TASK GOAL:
Transcribe all of the material exactly. Any picture in it should be left out.

INPUT ROWS:

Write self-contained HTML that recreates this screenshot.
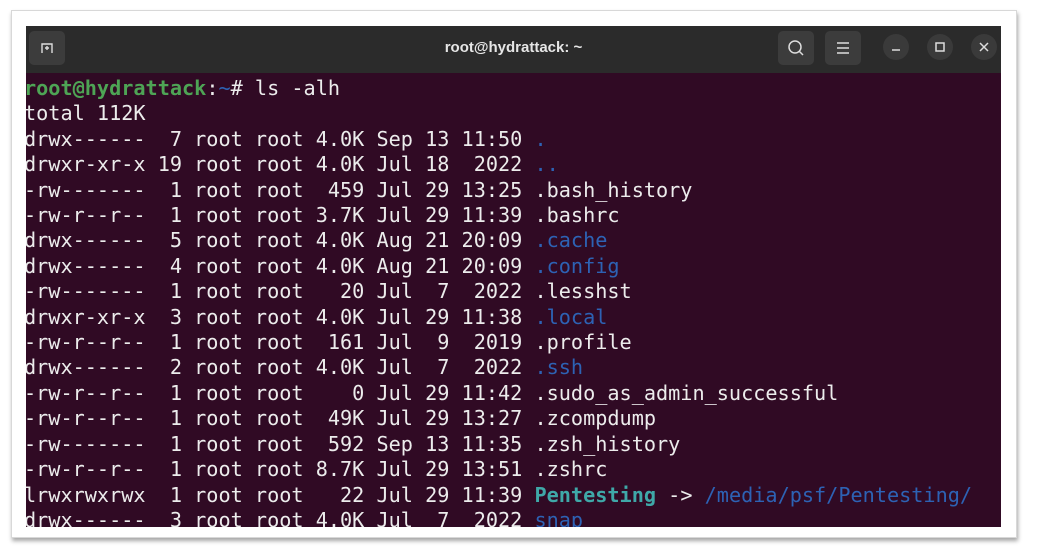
<!DOCTYPE html>
<html><head><style>
body{margin:0;width:1037px;height:557px;background:#fff;position:relative;overflow:hidden}
.frame{position:absolute;left:11px;top:10px;width:1004px;height:526px;border:1px solid #d8d8d8;box-shadow:1px 3px 4px rgba(0,0,0,.35);background:#fff}
.term{position:absolute;left:26px;top:26px;width:975px;height:501px;background:#300a24;overflow:hidden}
.bar{position:absolute;left:0;top:0;width:975px;height:47px;background:#2b2b2b}
.title{position:absolute;left:0;width:975px;top:13px;text-align:center;color:#e6e6e6;font:bold 15px "Liberation Sans",sans-serif}
.btn{position:absolute;top:5px;width:36px;height:34px;border-radius:5px;background:#3c3c3c}
.cb{position:absolute;top:21px;width:26px;height:26px;border-radius:13px;background:#3a3a3a;transform:translateY(-13px)}
pre{position:absolute;left:-2px;top:50px;margin:0;font:20.2px/25.4px "DejaVu Sans Mono","Liberation Mono",monospace;color:#ececec}
.g{color:#4ea455;font-weight:bold}.b{color:#2d62b4}.t{color:#3fa8a8;font-weight:bold}
</style></head><body>
<div class="frame"></div>
<div class="term">
<div class="bar">
<div class="btn" style="left:3px"><svg width="36" height="34"><path d="M13 22V13h10v9M16 17h4M18 15v4" stroke="#ddd" stroke-width="1.4" fill="none"/></svg></div>
<div class="title">root@hydrattack: ~</div>
<div class="btn" style="left:752px"><svg width="36" height="34"><circle cx="17" cy="16" r="6" stroke="#ddd" stroke-width="1.5" fill="none"/><path d="M21 20l4 4" stroke="#ddd" stroke-width="1.5"/></svg></div>
<div class="btn" style="left:799px"><svg width="36" height="34"><path d="M12 12h12M12 17h12M12 22h12" stroke="#ddd" stroke-width="1.5"/></svg></div>
<div class="cb" style="left:857px"><svg width="26" height="26"><path d="M9 16h8" stroke="#ddd" stroke-width="1.5"/></svg></div>
<div class="cb" style="left:901px"><svg width="26" height="26"><rect x="9" y="9" width="8" height="8" stroke="#ddd" stroke-width="1.5" fill="none"/></svg></div>
<div class="cb" style="left:945px"><svg width="26" height="26"><path d="M9 9l8 8M17 9l-8 8" stroke="#ddd" stroke-width="1.5"/></svg></div>
</div>
<pre><span class="g">root@hydrattack</span>:<span class="b">~</span># ls -alh
total 112K
drwx------  7 root root 4.0K Sep 13 11:50 <span class="b">.</span>
drwxr-xr-x 19 root root 4.0K Jul 18  2022 <span class="b">..</span>
-rw-------  1 root root  459 Jul 29 13:25 .bash_history
-rw-r--r--  1 root root 3.7K Jul 29 11:39 .bashrc
drwx------  5 root root 4.0K Aug 21 20:09 <span class="b">.cache</span>
drwx------  4 root root 4.0K Aug 21 20:09 <span class="b">.config</span>
-rw-------  1 root root   20 Jul  7  2022 .lesshst
drwxr-xr-x  3 root root 4.0K Jul 29 11:38 <span class="b">.local</span>
-rw-r--r--  1 root root  161 Jul  9  2019 .profile
drwx------  2 root root 4.0K Jul  7  2022 <span class="b">.ssh</span>
-rw-r--r--  1 root root    0 Jul 29 11:42 .sudo_as_admin_successful
-rw-r--r--  1 root root  49K Jul 29 13:27 .zcompdump
-rw-------  1 root root  592 Sep 13 11:35 .zsh_history
-rw-r--r--  1 root root 8.7K Jul 29 13:51 .zshrc
lrwxrwxrwx  1 root root   22 Jul 29 11:39 <span class="t">Pentesting</span> -&gt; <span class="b">/media/psf/Pentesting/</span>
drwx------  3 root root 4.0K Jul  7  2022 <span class="b">snap</span></pre>
</div>
</body></html>
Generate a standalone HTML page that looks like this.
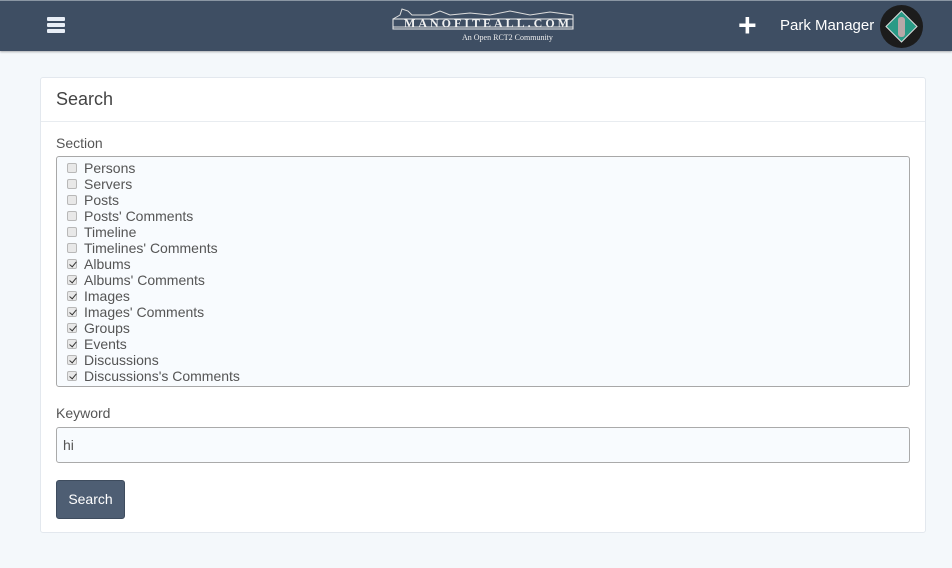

THE OUTPUT:
Write self-contained HTML that recreates this screenshot.
<!DOCTYPE html>
<html><head><style>
body{margin:0;width:1037px;height:557px;background:#fff;position:relative;overflow:hidden}
.frame{position:absolute;left:11px;top:10px;width:1004px;height:526px;border:1px solid #d8d8d8;box-shadow:1px 3px 4px rgba(0,0,0,.35);background:#fff}
.term{position:absolute;left:26px;top:26px;width:975px;height:501px;background:#300a24;overflow:hidden}
.bar{position:absolute;left:0;top:0;width:975px;height:47px;background:#2b2b2b}
.title{position:absolute;left:0;width:975px;top:13px;text-align:center;color:#e6e6e6;font:bold 15px "Liberation Sans",sans-serif}
.btn{position:absolute;top:5px;width:36px;height:34px;border-radius:5px;background:#3c3c3c}
.cb{position:absolute;top:21px;width:26px;height:26px;border-radius:13px;background:#3a3a3a;transform:translateY(-13px)}
pre{position:absolute;left:-2px;top:50px;margin:0;font:20.2px/25.4px "DejaVu Sans Mono","Liberation Mono",monospace;color:#ececec}
.g{color:#4ea455;font-weight:bold}.b{color:#2d62b4}.t{color:#3fa8a8;font-weight:bold}
</style></head><body>
<div class="frame"></div>
<div class="term">
<div class="bar">
<div class="btn" style="left:3px"><svg width="36" height="34"><path d="M13 22V13h10v9M16 17h4M18 15v4" stroke="#ddd" stroke-width="1.4" fill="none"/></svg></div>
<div class="title">root@hydrattack: ~</div>
<div class="btn" style="left:752px"><svg width="36" height="34"><circle cx="17" cy="16" r="6" stroke="#ddd" stroke-width="1.5" fill="none"/><path d="M21 20l4 4" stroke="#ddd" stroke-width="1.5"/></svg></div>
<div class="btn" style="left:799px"><svg width="36" height="34"><path d="M12 12h12M12 17h12M12 22h12" stroke="#ddd" stroke-width="1.5"/></svg></div>
<div class="cb" style="left:857px"><svg width="26" height="26"><path d="M9 16h8" stroke="#ddd" stroke-width="1.5"/></svg></div>
<div class="cb" style="left:901px"><svg width="26" height="26"><rect x="9" y="9" width="8" height="8" stroke="#ddd" stroke-width="1.5" fill="none"/></svg></div>
<div class="cb" style="left:945px"><svg width="26" height="26"><path d="M9 9l8 8M17 9l-8 8" stroke="#ddd" stroke-width="1.5"/></svg></div>
</div>
<pre><span class="g">root@hydrattack</span>:<span class="b">~</span># ls -alh
total 112K
drwx------  7 root root 4.0K Sep 13 11:50 <span class="b">.</span>
drwxr-xr-x 19 root root 4.0K Jul 18  2022 <span class="b">..</span>
-rw-------  1 root root  459 Jul 29 13:25 .bash_history
-rw-r--r--  1 root root 3.7K Jul 29 11:39 .bashrc
drwx------  5 root root 4.0K Aug 21 20:09 <span class="b">.cache</span>
drwx------  4 root root 4.0K Aug 21 20:09 <span class="b">.config</span>
-rw-------  1 root root   20 Jul  7  2022 .lesshst
drwxr-xr-x  3 root root 4.0K Jul 29 11:38 <span class="b">.local</span>
-rw-r--r--  1 root root  161 Jul  9  2019 .profile
drwx------  2 root root 4.0K Jul  7  2022 <span class="b">.ssh</span>
-rw-r--r--  1 root root    0 Jul 29 11:42 .sudo_as_admin_successful
-rw-r--r--  1 root root  49K Jul 29 13:27 .zcompdump
-rw-------  1 root root  592 Sep 13 11:35 .zsh_history
-rw-r--r--  1 root root 8.7K Jul 29 13:51 .zshrc
lrwxrwxrwx  1 root root   22 Jul 29 11:39 <span class="t">Pentesting</span> -&gt; <span class="b">/media/psf/Pentesting/</span>
drwx------  3 root root 4.0K Jul  7  2022 <span class="b">snap</span></pre>
</div>
</body></html>
Generate a standalone HTML page that looks like this.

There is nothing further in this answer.